Tuesday 12 October 2021

Early morning before school

5 AM each morning, I would hear the alarm on my mom’s phone ring as I continued to salvage my sleep. The vague awareness of her sipping chai and meditating using her beads would engulf me in the darkness while I lay beside her, mostly asleep. My mom’s prayers and my own dreams would form a peaceful start to every morning. Although we would be shrouded in darkness, we were still extremely visible to each other, so very aware of each other that we would get used to it and not think about it. 

5:30 AM each morning, I would hear the words “Gauri utho” in my mother’s voice, asking me to wake up. The next few words would usually be, “utho beta time hogaya”, which translates to “wake up child, it’s time”. Having to wake up that early in the morning is a nightmare for every teenager who would stay awake until midnight. Three minutes more in bed translated to three hours of happiness. But since I had a school bus to catch, eventually I had to give up and break the sticky, loving contact between my back and my bed.

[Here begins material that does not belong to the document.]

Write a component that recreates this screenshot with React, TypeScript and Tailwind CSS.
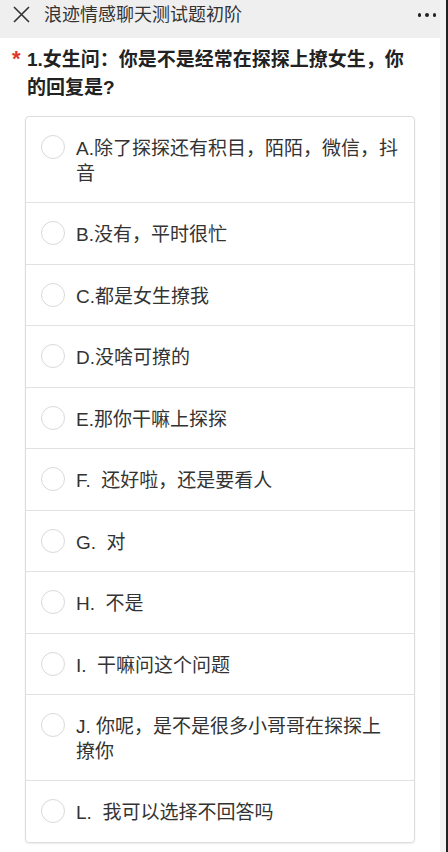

My mom would then hand me the cup of milk she had heated up for me—plain hot milk with a nasty surprise of dates at the bottom that were to be consumed when I had finished the milk. Drinking milk that hot would be an ordeal for my throat and would take fifteen minutes of precious time during which I would picture pleasurable fantasies of being asleep. Usually, if the milk was a little bit less hot and I could manage to drink it in twelve minutes or so, the rest of those three minutes would be spent in my blanket. In those three minutes, I would have the best sleep of the entire day.

After that, it would be time to wake up for good. Get off the bed, go to the bathroom, change into my school uniform. During the winter, the school uniform would have around four extra layers. Normally this would have meant waking up ten minutes earlier than usual, but fortunately my school bus arrived fifteen minutes late in that season and so I would be able to wake up at 5:35 AM instead.

In the background, while I would be readying myself to go to school, my mom would be listening to bhajans or devotional songs on the radio and making the food that I would take to school. With the tabla and sweet melodies forming the background in my ears and the serene darkness of dawn forming the background in my eyes, I would go about everything calmly and quietly and so would my mom. We were both there, near each other, quiet but together in a comforting sense of home. 

When I would walk out to near the dining table, wearing my school uniform and carrying my backpack, the food on the table would greet me. My meal was in a box, cooling down before the box would be shut and kept in my backpack. My mother would leave the kitchen and walk up to me, ready to comb my hair and braid it tightly so it lasts for the entire day. When I was younger, she would also untangle my hair for me, but when I reached high school the pain I would feel and the effort she had to do for it conspired to teach me the art of untangling. So, in high school, I would untangle the hair first and then my mom would braid it. Each time she did so, she would tell me to learn it and do it myself (something I have not done to this day). 

With everything ready, it would be time to wear my shoes (after dusting them a little to avoid my mom’s scolding). We would usually leave in a hurry, owing to my three minutes of extra sleep. The walk to the bus stop started with climbing down the usually dirty staircase of Nagin Lake Apartments, a place where none of us wanted to live but to which both of us were used to. In the little parking area under the buildings, we would see every day the car that had been there since the beginning of time, standing there in an old and dusty way. In the time since we moved to that place when I was ten to when I graduated, I saw that car every day. Each day I would think, who would leave a car, just like that?

The length of the walk would vary—the initial part was three minutes up until we reached the gates of our apartment complex. Then, depending on how busy the road was, we would either cross it, or take the overly lengthy and unnecessarily curvy bridge that was built over the road. It’s extreme length and the time it would take to cross it caused us and many other people to cross the busy road for a long time, until more accidents started to happen and threw more and more people and careful stray dogs onto the long, tiring bridge. 

This long ordeal—with or without a stray dog—would eventually lead to us greeting the bus stop. It was time to wait for the school bus, say goodbye, and go to school. The magic of the morning would slowly be lifted as reality would seep in and the sky would turn the bright white of day, the bright white of rationality.